Leave out the pictures and transcribe everything else exactly.

---

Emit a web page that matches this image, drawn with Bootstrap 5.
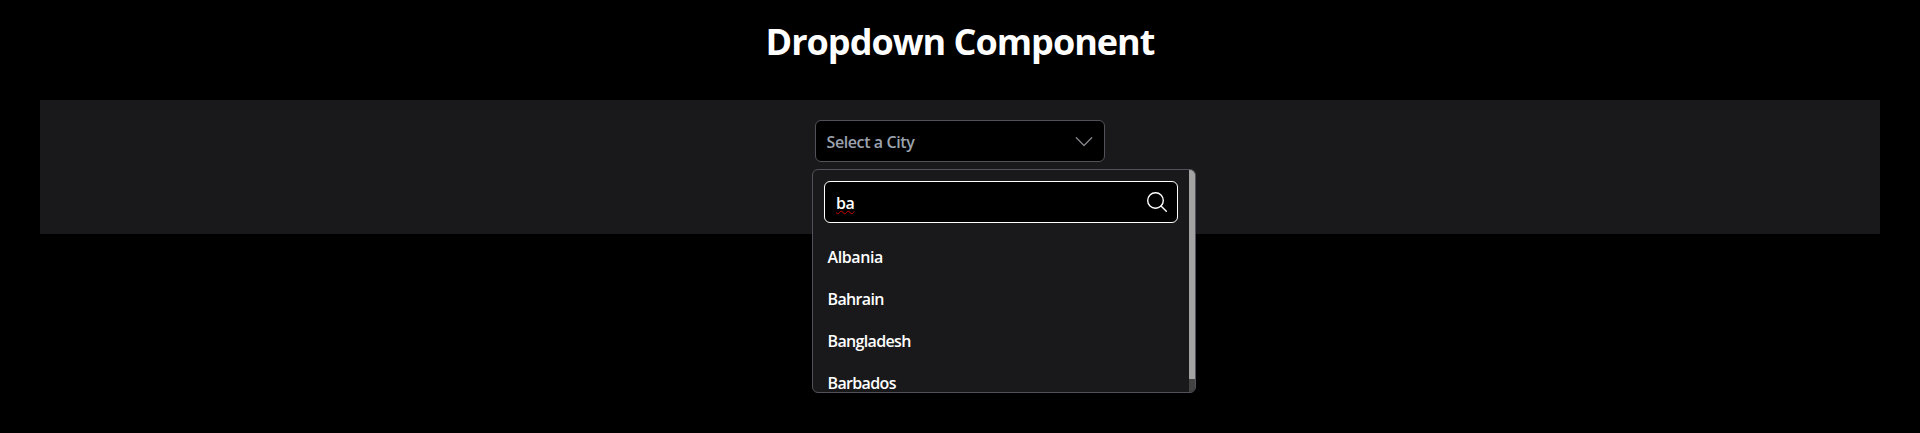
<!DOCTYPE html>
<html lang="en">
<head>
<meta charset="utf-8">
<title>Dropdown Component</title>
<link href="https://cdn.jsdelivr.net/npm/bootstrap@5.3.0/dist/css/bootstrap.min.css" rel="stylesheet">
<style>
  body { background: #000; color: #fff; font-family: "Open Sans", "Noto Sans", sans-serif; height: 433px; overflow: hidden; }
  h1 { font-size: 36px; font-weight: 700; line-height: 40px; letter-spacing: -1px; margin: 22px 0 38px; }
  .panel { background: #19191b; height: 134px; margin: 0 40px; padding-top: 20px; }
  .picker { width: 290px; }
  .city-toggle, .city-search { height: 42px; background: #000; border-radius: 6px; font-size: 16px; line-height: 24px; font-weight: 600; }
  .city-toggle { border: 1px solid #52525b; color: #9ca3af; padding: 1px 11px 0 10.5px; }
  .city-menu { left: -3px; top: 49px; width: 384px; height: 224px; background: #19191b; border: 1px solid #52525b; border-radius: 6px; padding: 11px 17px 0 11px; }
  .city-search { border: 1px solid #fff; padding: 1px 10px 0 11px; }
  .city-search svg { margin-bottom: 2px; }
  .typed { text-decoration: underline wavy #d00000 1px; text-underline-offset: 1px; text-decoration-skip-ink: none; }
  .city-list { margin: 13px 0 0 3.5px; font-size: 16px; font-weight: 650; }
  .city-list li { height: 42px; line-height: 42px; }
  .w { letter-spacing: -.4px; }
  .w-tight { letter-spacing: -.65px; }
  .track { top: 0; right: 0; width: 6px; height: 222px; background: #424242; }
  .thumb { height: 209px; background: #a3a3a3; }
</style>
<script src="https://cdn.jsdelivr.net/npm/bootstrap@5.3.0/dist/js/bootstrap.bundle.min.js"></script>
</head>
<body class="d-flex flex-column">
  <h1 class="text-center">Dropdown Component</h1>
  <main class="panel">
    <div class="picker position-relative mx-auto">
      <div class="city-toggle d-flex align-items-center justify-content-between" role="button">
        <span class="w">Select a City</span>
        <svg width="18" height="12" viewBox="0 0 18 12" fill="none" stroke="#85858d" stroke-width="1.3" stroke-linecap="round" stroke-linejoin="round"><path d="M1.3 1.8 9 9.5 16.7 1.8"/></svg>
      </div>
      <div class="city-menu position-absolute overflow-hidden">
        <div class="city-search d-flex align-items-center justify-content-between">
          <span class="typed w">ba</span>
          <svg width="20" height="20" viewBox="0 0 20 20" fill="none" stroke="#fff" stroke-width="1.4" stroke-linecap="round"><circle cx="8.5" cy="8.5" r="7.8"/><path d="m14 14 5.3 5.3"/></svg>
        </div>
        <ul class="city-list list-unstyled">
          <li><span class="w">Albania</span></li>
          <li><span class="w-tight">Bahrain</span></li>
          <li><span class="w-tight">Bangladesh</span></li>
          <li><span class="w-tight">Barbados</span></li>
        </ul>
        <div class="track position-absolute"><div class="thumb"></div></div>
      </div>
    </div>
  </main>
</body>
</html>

---

THE REPLY:
Emit a web page that matches this image, drawn with Bootstrap 5.
<!DOCTYPE html>
<html lang="en">
<head>
<meta charset="utf-8">
<title>Dropdown Component</title>
<link href="https://cdn.jsdelivr.net/npm/bootstrap@5.3.0/dist/css/bootstrap.min.css" rel="stylesheet">
<style>
  body { background: #000; color: #fff; font-family: "Open Sans", "Noto Sans", sans-serif; height: 433px; overflow: hidden; }
  h1 { font-size: 36px; font-weight: 700; line-height: 40px; letter-spacing: -1px; margin: 22px 0 38px; }
  .panel { background: #19191b; height: 134px; margin: 0 40px; padding-top: 20px; }
  .picker { width: 290px; }
  .city-toggle, .city-search { height: 42px; background: #000; border-radius: 6px; font-size: 16px; line-height: 24px; font-weight: 600; }
  .city-toggle { border: 1px solid #52525b; color: #9ca3af; padding: 1px 11px 0 10.5px; }
  .city-menu { left: -3px; top: 49px; width: 384px; height: 224px; background: #19191b; border: 1px solid #52525b; border-radius: 6px; padding: 11px 17px 0 11px; }
  .city-search { border: 1px solid #fff; padding: 1px 10px 0 11px; }
  .city-search svg { margin-bottom: 2px; }
  .typed { text-decoration: underline wavy #d00000 1px; text-underline-offset: 1px; text-decoration-skip-ink: none; }
  .city-list { margin: 13px 0 0 3.5px; font-size: 16px; font-weight: 650; }
  .city-list li { height: 42px; line-height: 42px; }
  .w { letter-spacing: -.4px; }
  .w-tight { letter-spacing: -.65px; }
  .track { top: 0; right: 0; width: 6px; height: 222px; background: #424242; }
  .thumb { height: 209px; background: #a3a3a3; }
</style>
<script src="https://cdn.jsdelivr.net/npm/bootstrap@5.3.0/dist/js/bootstrap.bundle.min.js"></script>
</head>
<body class="d-flex flex-column">
  <h1 class="text-center">Dropdown Component</h1>
  <main class="panel">
    <div class="picker position-relative mx-auto">
      <div class="city-toggle d-flex align-items-center justify-content-between" role="button">
        <span class="w">Select a City</span>
        <svg width="18" height="12" viewBox="0 0 18 12" fill="none" stroke="#85858d" stroke-width="1.3" stroke-linecap="round" stroke-linejoin="round"><path d="M1.3 1.8 9 9.5 16.7 1.8"/></svg>
      </div>
      <div class="city-menu position-absolute overflow-hidden">
        <div class="city-search d-flex align-items-center justify-content-between">
          <span class="typed w">ba</span>
          <svg width="20" height="20" viewBox="0 0 20 20" fill="none" stroke="#fff" stroke-width="1.4" stroke-linecap="round"><circle cx="8.5" cy="8.5" r="7.8"/><path d="m14 14 5.3 5.3"/></svg>
        </div>
        <ul class="city-list list-unstyled">
          <li><span class="w">Albania</span></li>
          <li><span class="w-tight">Bahrain</span></li>
          <li><span class="w-tight">Bangladesh</span></li>
          <li><span class="w-tight">Barbados</span></li>
        </ul>
        <div class="track position-absolute"><div class="thumb"></div></div>
      </div>
    </div>
  </main>
</body>
</html>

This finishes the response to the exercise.